● **Task brief**
Leave out the images; return the rest of the data exactly.

● **Information supplied**

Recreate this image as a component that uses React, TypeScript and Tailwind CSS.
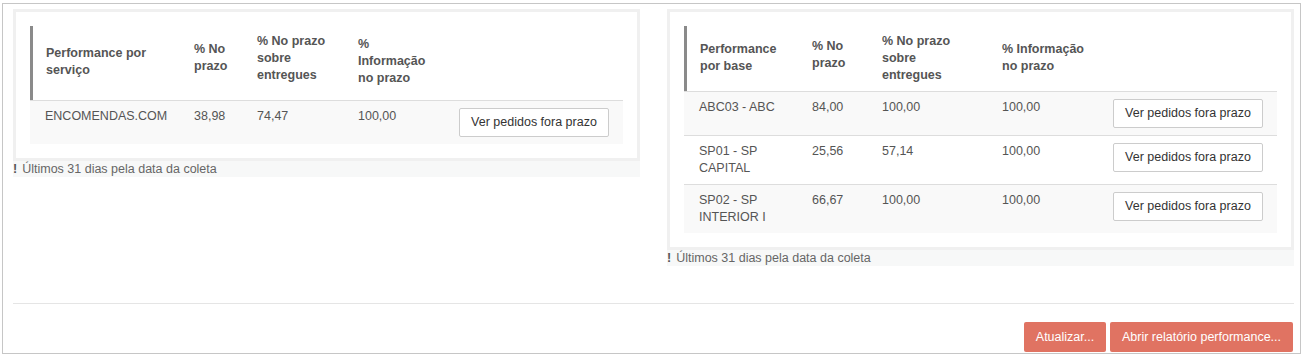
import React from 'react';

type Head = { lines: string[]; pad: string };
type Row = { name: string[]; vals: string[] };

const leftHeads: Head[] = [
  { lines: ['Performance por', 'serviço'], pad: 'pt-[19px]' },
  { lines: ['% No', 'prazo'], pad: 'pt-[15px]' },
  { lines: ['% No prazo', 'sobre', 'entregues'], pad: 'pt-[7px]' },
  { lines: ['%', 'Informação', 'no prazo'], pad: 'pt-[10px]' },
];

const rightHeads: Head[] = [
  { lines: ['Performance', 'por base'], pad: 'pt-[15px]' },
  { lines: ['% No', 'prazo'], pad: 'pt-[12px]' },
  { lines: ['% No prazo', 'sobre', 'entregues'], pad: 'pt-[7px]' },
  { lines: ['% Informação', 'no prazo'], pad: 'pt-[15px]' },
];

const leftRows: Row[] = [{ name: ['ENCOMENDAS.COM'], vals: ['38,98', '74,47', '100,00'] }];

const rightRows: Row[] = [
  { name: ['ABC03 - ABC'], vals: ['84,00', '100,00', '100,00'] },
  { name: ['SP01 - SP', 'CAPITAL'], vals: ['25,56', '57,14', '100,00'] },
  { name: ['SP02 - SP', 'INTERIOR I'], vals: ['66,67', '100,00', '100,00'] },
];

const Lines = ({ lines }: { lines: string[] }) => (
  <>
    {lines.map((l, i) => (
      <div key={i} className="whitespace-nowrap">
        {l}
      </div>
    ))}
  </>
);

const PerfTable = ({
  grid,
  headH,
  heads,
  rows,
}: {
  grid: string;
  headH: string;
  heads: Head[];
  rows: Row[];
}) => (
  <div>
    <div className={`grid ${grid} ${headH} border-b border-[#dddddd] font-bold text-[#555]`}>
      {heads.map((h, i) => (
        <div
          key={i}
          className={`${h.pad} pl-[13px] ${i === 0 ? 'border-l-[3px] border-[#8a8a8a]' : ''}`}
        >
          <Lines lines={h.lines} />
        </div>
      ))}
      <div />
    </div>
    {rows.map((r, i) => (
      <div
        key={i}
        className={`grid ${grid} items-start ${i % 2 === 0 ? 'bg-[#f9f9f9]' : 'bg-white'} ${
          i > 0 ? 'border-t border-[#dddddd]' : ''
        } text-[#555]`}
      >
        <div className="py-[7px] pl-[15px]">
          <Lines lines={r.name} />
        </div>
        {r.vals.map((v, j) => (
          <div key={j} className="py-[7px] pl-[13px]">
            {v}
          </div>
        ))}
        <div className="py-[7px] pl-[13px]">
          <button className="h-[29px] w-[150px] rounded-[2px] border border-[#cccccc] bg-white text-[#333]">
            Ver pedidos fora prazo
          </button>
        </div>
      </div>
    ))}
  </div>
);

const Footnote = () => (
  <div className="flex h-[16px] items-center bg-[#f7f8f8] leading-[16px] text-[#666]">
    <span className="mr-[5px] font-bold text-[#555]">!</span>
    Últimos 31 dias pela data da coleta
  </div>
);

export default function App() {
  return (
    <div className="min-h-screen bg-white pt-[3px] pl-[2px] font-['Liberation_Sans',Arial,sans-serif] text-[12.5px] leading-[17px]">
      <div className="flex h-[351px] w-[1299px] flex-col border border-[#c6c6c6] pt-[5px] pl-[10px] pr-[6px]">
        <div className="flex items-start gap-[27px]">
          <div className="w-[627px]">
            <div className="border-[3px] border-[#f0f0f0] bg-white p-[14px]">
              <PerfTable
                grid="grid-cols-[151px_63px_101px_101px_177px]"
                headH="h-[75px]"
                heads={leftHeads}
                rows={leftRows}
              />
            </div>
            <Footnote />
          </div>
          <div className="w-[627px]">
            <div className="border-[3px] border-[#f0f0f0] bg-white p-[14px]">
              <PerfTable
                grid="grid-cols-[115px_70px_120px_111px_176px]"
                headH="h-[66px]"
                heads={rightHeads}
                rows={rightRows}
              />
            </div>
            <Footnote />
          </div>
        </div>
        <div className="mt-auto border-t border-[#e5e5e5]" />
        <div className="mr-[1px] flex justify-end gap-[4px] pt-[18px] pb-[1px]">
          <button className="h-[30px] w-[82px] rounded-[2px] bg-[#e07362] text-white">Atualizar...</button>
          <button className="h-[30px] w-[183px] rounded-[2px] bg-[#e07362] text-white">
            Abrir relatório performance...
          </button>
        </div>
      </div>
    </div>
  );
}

● **Expected answer**
Recreate this image as a component that uses React, TypeScript and Tailwind CSS.
import React from 'react';

type Head = { lines: string[]; pad: string };
type Row = { name: string[]; vals: string[] };

const leftHeads: Head[] = [
  { lines: ['Performance por', 'serviço'], pad: 'pt-[19px]' },
  { lines: ['% No', 'prazo'], pad: 'pt-[15px]' },
  { lines: ['% No prazo', 'sobre', 'entregues'], pad: 'pt-[7px]' },
  { lines: ['%', 'Informação', 'no prazo'], pad: 'pt-[10px]' },
];

const rightHeads: Head[] = [
  { lines: ['Performance', 'por base'], pad: 'pt-[15px]' },
  { lines: ['% No', 'prazo'], pad: 'pt-[12px]' },
  { lines: ['% No prazo', 'sobre', 'entregues'], pad: 'pt-[7px]' },
  { lines: ['% Informação', 'no prazo'], pad: 'pt-[15px]' },
];

const leftRows: Row[] = [{ name: ['ENCOMENDAS.COM'], vals: ['38,98', '74,47', '100,00'] }];

const rightRows: Row[] = [
  { name: ['ABC03 - ABC'], vals: ['84,00', '100,00', '100,00'] },
  { name: ['SP01 - SP', 'CAPITAL'], vals: ['25,56', '57,14', '100,00'] },
  { name: ['SP02 - SP', 'INTERIOR I'], vals: ['66,67', '100,00', '100,00'] },
];

const Lines = ({ lines }: { lines: string[] }) => (
  <>
    {lines.map((l, i) => (
      <div key={i} className="whitespace-nowrap">
        {l}
      </div>
    ))}
  </>
);

const PerfTable = ({
  grid,
  headH,
  heads,
  rows,
}: {
  grid: string;
  headH: string;
  heads: Head[];
  rows: Row[];
}) => (
  <div>
    <div className={`grid ${grid} ${headH} border-b border-[#dddddd] font-bold text-[#555]`}>
      {heads.map((h, i) => (
        <div
          key={i}
          className={`${h.pad} pl-[13px] ${i === 0 ? 'border-l-[3px] border-[#8a8a8a]' : ''}`}
        >
          <Lines lines={h.lines} />
        </div>
      ))}
      <div />
    </div>
    {rows.map((r, i) => (
      <div
        key={i}
        className={`grid ${grid} items-start ${i % 2 === 0 ? 'bg-[#f9f9f9]' : 'bg-white'} ${
          i > 0 ? 'border-t border-[#dddddd]' : ''
        } text-[#555]`}
      >
        <div className="py-[7px] pl-[15px]">
          <Lines lines={r.name} />
        </div>
        {r.vals.map((v, j) => (
          <div key={j} className="py-[7px] pl-[13px]">
            {v}
          </div>
        ))}
        <div className="py-[7px] pl-[13px]">
          <button className="h-[29px] w-[150px] rounded-[2px] border border-[#cccccc] bg-white text-[#333]">
            Ver pedidos fora prazo
          </button>
        </div>
      </div>
    ))}
  </div>
);

const Footnote = () => (
  <div className="flex h-[16px] items-center bg-[#f7f8f8] leading-[16px] text-[#666]">
    <span className="mr-[5px] font-bold text-[#555]">!</span>
    Últimos 31 dias pela data da coleta
  </div>
);

export default function App() {
  return (
    <div className="min-h-screen bg-white pt-[3px] pl-[2px] font-['Liberation_Sans',Arial,sans-serif] text-[12.5px] leading-[17px]">
      <div className="flex h-[351px] w-[1299px] flex-col border border-[#c6c6c6] pt-[5px] pl-[10px] pr-[6px]">
        <div className="flex items-start gap-[27px]">
          <div className="w-[627px]">
            <div className="border-[3px] border-[#f0f0f0] bg-white p-[14px]">
              <PerfTable
                grid="grid-cols-[151px_63px_101px_101px_177px]"
                headH="h-[75px]"
                heads={leftHeads}
                rows={leftRows}
              />
            </div>
            <Footnote />
          </div>
          <div className="w-[627px]">
            <div className="border-[3px] border-[#f0f0f0] bg-white p-[14px]">
              <PerfTable
                grid="grid-cols-[115px_70px_120px_111px_176px]"
                headH="h-[66px]"
                heads={rightHeads}
                rows={rightRows}
              />
            </div>
            <Footnote />
          </div>
        </div>
        <div className="mt-auto border-t border-[#e5e5e5]" />
        <div className="mr-[1px] flex justify-end gap-[4px] pt-[18px] pb-[1px]">
          <button className="h-[30px] w-[82px] rounded-[2px] bg-[#e07362] text-white">Atualizar...</button>
          <button className="h-[30px] w-[183px] rounded-[2px] bg-[#e07362] text-white">
            Abrir relatório performance...
          </button>
        </div>
      </div>
    </div>
  );
}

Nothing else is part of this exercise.